#### WHAT YOU SHOULD DO:
Collect from the data below each line with "index".

#### COLLECTED MATERIAL:
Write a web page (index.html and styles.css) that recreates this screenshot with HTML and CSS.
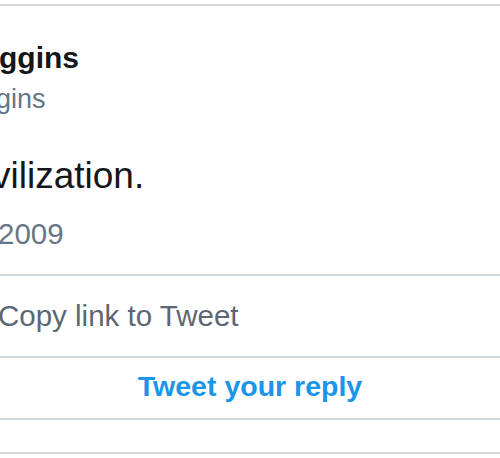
FILE: index.html
```html
<!DOCTYPE html>
<html>
<head>
<meta charset="utf-8">
<link rel="stylesheet" href="styles.css">
</head>
<body>
<div class="card">
  <div class="tweet">
    <div class="name">ggins</div>
    <div class="handle">gins</div>
    <div class="text">vilization.</div>
    <div class="date">2009</div>
  </div>
  <div class="copy">Copy link to Tweet</div>
  <div class="reply"><a class="reply-link">Tweet your reply</a></div>
  <div class="spacer"></div>
</div>
</body>
</html>
```

FILE: styles.css
```css
html, body {
  margin: 0;
  padding: 0;
  background: #ffffff;
  overflow: hidden;
}
body {
  font-family: "Liberation Sans", Arial, sans-serif;
  width: 500px;
  height: 458px;
}
.card {
  margin-top: 4px;
  border-top: 2px solid #d6d6d6;
  border-bottom: 2px solid #d6d6d6;
}
.tweet {
  padding: 34px 0 23px 0;
  border-bottom: 2px solid #cfd6de;
  white-space: nowrap;
}
.name {
  font-size: 30px;
  font-weight: bold;
  line-height: 36px;
  color: #14171a;
  text-indent: -1px;
}
.handle {
  margin-top: 7px;
  font-size: 27px;
  line-height: 32px;
  color: #657786;
  text-indent: -4px;
}
.text {
  margin-top: 39px;
  font-size: 37px;
  line-height: 44px;
  color: #14171a;
  text-indent: -8px;
}
.date {
  margin-top: 19px;
  font-size: 29.5px;
  line-height: 34px;
  color: #657786;
  text-indent: -2px;
}
.copy {
  padding: 23px 0 23px 0;
  font-size: 29.5px;
  line-height: 34px;
  color: #5b6874;
  border-bottom: 2px solid #cfd6de;
  white-space: nowrap;
  text-indent: -2px;
}
.reply {
  padding: 11px 0 15px 0;
  text-align: center;
  font-size: 28.5px;
  line-height: 34px;
  border-bottom: 2px solid #cfd6de;
}
.reply-link {
  font-weight: bold;
  color: #1b95e8;
}
.spacer {
  height: 32px;
}
```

#### FINISHED TASK:
Write a web page (index.html and styles.css) that recreates this screenshot with HTML and CSS.
FILE: index.html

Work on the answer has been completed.